The thickness of the superficial amorphized layer of diamond material, namely the graphite, is suspected to be dependent on the annealing process parameters, such as temperature and temperature increase per minute, as well as vacuum pressure and duration of the process. This in turn represents a challenge in the predictability of the thickness of the amorphized layer.

Therefore, making use of the graphite removal methods described above translates into an unpredictable amount of removed graphite. This subsequently causes an unpredictable implanted depth of the colour centres. After cleaning of the graphitized layer, either via wet or dry cleaning methods, the graphitized layer, which can be (tens of) nanometres thick, is removed, thus effectively reducing the depth of the implanted ions.

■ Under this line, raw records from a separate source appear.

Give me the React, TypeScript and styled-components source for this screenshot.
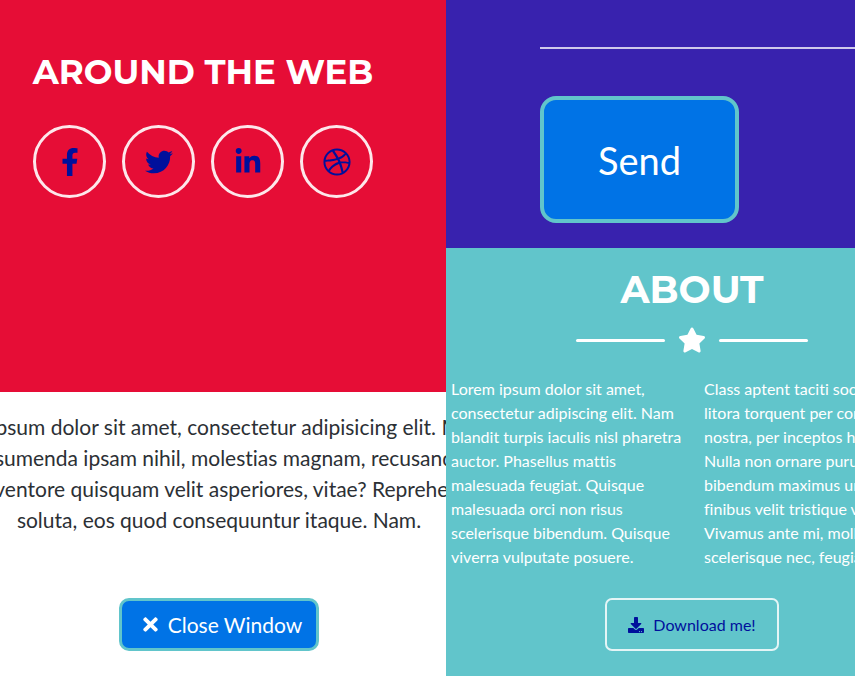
import React from "react";
import styled, { createGlobalStyle } from "styled-components";
import {
  FaDownload,
  FaDribbble,
  FaFacebookF,
  FaLinkedinIn,
  FaStar,
  FaTimes,
  FaTwitter,
} from "react-icons/fa";

const color = {
  red: "#e60d36",
  purple: "#3822ae",
  teal: "#61c5cb",
  blue: "#0073e6",
  navy: "#00109c",
  ink: "#2c3035",
  white: "#ffffff",
};

const GlobalStyle = createGlobalStyle`
  *, *::before, *::after { box-sizing: border-box; }
  body {
    margin: 0;
    font-family: Lato, "Liberation Sans", sans-serif;
    font-variant-ligatures: none;
    background: ${color.white};
  }
  h2, p { margin: 0; }
`;

const Page = styled.main`
  display: grid;
  grid-template-columns: minmax(0, 446fr) minmax(0, 409fr);
  min-height: 100vh;
`;

const Column = styled.div`
  display: flex;
  flex-direction: column;
  min-width: 0;
`;

const Panel = styled.section<{ $bg: string; $pad: string; $grow?: boolean }>`
  background: ${(p) => p.$bg};
  padding: ${(p) => p.$pad};
  flex: ${(p) => (p.$grow ? "1 0 auto" : "0 0 auto")};
  overflow: hidden;
`;

const Heading = styled.h2<{ $size: number }>`
  font-family: Montserrat, Inter, sans-serif;
  font-size: ${(p) => p.$size}px;
  line-height: 44px;
  font-weight: 700;
  color: ${color.white};
  text-transform: uppercase;
  text-align: center;
  white-space: nowrap;
`;

const SocialGroup = styled.div`
  display: flex;
  flex-direction: column;
  align-items: center;
  gap: 31px;
  width: 340px;
`;

const SocialList = styled.nav`
  display: flex;
  gap: 16px;
`;

const SocialLink = styled.a`
  display: flex;
  align-items: center;
  justify-content: center;
  width: 73px;
  height: 73px;
  border: 3px solid #fde7eb;
  border-radius: 50%;
  color: ${color.navy};
  font-size: 28px;
`;

const Message = styled.p`
  display: flex;
  flex-direction: column;
  align-items: center;
  font-size: 21px;
  line-height: 31px;
  color: ${color.ink};
  white-space: nowrap;
`;

const Actions = styled.div<{ $top: number }>`
  display: flex;
  justify-content: center;
  margin-top: ${(p) => p.$top}px;
`;

const Button = styled.button`
  display: inline-flex;
  align-items: center;
  justify-content: center;
  font-family: inherit;
  font-variant-ligatures: inherit;
  color: ${color.white};
  background: ${color.blue};
  border: 3px solid ${color.teal};
  cursor: pointer;
`;

const CloseButton = styled(Button)`
  gap: 7px;
  height: 53px;
  padding: 0 14px 0 18px;
  border-radius: 10px;
  font-size: 21px;
`;

const SendButton = styled(Button)`
  height: 127px;
  padding: 0 54px;
  border-width: 4px;
  border-radius: 16px;
  font-size: 38px;
`;

const DownloadLink = styled.a`
  display: inline-flex;
  align-items: center;
  gap: 9px;
  height: 53px;
  padding: 0 21px;
  border: 2px solid #e4f5f6;
  border-radius: 7px;
  color: ${color.navy};
  font-size: 16px;
  text-decoration: none;
`;

const Rule = styled.hr`
  height: 2px;
  margin: 0 0 47px;
  border: 0;
  background: #cfc9eb;
`;

const AboutContent = styled.div`
  width: 482px;
`;

const Divider = styled.div`
  display: flex;
  align-items: center;
  justify-content: center;
  gap: 13px;
  margin-top: 14px;
  color: ${color.white};
  font-size: 28px;
`;

const DividerLine = styled.span`
  width: 89px;
  height: 3px;
  border-radius: 2px;
  background: ${color.white};
`;

const TextColumns = styled.div`
  display: grid;
  grid-template-columns: repeat(2, minmax(0, 1fr));
  gap: 24px;
  margin-top: 23px;
`;

const AboutText = styled.p`
  display: flex;
  flex-direction: column;
  font-size: 16px;
  line-height: 24px;
  color: ${color.white};
  white-space: nowrap;
`;

const socials = [
  { label: "Facebook", Icon: FaFacebookF },
  { label: "Twitter", Icon: FaTwitter },
  { label: "LinkedIn", Icon: FaLinkedinIn },
  { label: "Dribbble", Icon: FaDribbble },
];

const message = [
  "Lorem ipsum dolor sit amet, consectetur adipisicing elit. Mollitia",
  "neque assumenda ipsam nihil, molestias magnam, recusandae quos",
  "quis inventore quisquam velit asperiores, vitae? Reprehenderit",
  "soluta, eos quod consequuntur itaque. Nam.",
];

const aboutLeft = [
  "Lorem ipsum dolor sit amet,",
  "consectetur adipiscing elit. Nam",
  "blandit turpis iaculis nisl pharetra",
  "auctor. Phasellus mattis",
  "malesuada feugiat. Quisque",
  "malesuada orci non risus",
  "scelerisque bibendum. Quisque",
  "viverra vulputate posuere.",
];

const aboutRight = [
  "Class aptent taciti sociosqu ad",
  "litora torquent per conubia",
  "nostra, per inceptos himenaeos.",
  "Nulla non ornare purus. Donec",
  "bibendum maximus urna, at",
  "finibus velit tristique vel.",
  "Vivamus ante mi, mollis ac",
  "scelerisque nec, feugiat id.",
];

const lines = (items: string[]) => items.map((t) => <span key={t}>{t}</span>);

export default function App() {
  return (
    <>
      <GlobalStyle />
      <Page>
        <Column>
          <Panel $bg={color.red} $pad="50px 0 194px 33px">
            <SocialGroup>
              <Heading $size={34}>Around the Web</Heading>
              <SocialList aria-label="Social">
                {socials.map(({ label, Icon }) => (
                  <SocialLink key={label} href="#" aria-label={label}>
                    <Icon />
                  </SocialLink>
                ))}
              </SocialList>
            </SocialGroup>
          </Panel>
          <Panel $bg={color.white} $pad="19px 8px 24px 0" $grow>
            <Message>{lines(message)}</Message>
            <Actions $top={63}>
              <CloseButton type="button">
                <FaTimes />
                Close Window
              </CloseButton>
            </Actions>
          </Panel>
        </Column>
        <Column>
          <Panel $bg={color.purple} $pad="47px 0 25px 94px">
            <Rule />
            <SendButton type="submit">Send</SendButton>
          </Panel>
          <Panel $bg={color.teal} $pad="20px 0 24px 5px" $grow>
            <AboutContent>
              <Heading $size={38}>About</Heading>
              <Divider>
                <DividerLine />
                <FaStar />
                <DividerLine />
              </Divider>
              <TextColumns>
                <AboutText>{lines(aboutLeft)}</AboutText>
                <AboutText>{lines(aboutRight)}</AboutText>
              </TextColumns>
              <Actions $top={29}>
                <DownloadLink href="#">
                  <FaDownload />
                  Download me!
                </DownloadLink>
              </Actions>
            </AboutContent>
          </Panel>
        </Column>
      </Page>
    </>
  );
}
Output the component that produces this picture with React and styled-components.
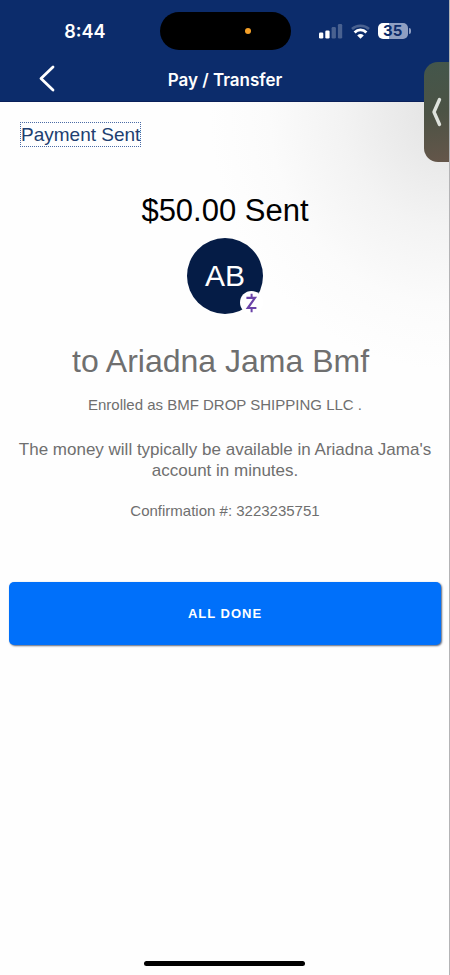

The location of the colour centres may therefore be different than the optimal depth position in the nanophotonic structures.

In the case of nanophotonic structures, it is expected that the coupling of the emitted light from the colour centres to the guiding modes of the structures is less optimal, with the consequence that the overall emitted light (both zero phonon line and phonon side band) is less.

In the case of devices for sensing applications, the non-optimal position of the colour centre with respect to the designed one will cause a lower performance of the devices.

In general the non-optimal depth reduces the coupling of the emitted light to the designed devices. Besides, in case of quantum sensing for devices the annealing of the substrate might extend up to the shallow (typically) implanted depth of the colour centres, therefore compromising the creation of the colour centre to start with.

To summarize, with the techniques described above the desired depth of the colour centre is not obtained, which has the consequence that the designed characteristics of the colour centre are not achieved when the device comprising the diamond substrate is in use.

It is an object for the present disclosure to obviate or at least reduce the aforementioned problem. In particular, it may be an object of the present disclosure to prevent the graphitization of the surface of the diamond substrate during annealing.

This object is achieved by a method for annealing a diamond substrate that comprises a colour centre which is preferably configured to be used in quantum computing, quantum communications and/or quantum sensing, comprising: - providing a diamond substrate that comprises a first surface; ~ arranging a protective cover, for instance a protective slab or a thin film, on the first surface of the diamond substrate; and - annealing the diamond substrate while the protective cover is arranged on the first surface.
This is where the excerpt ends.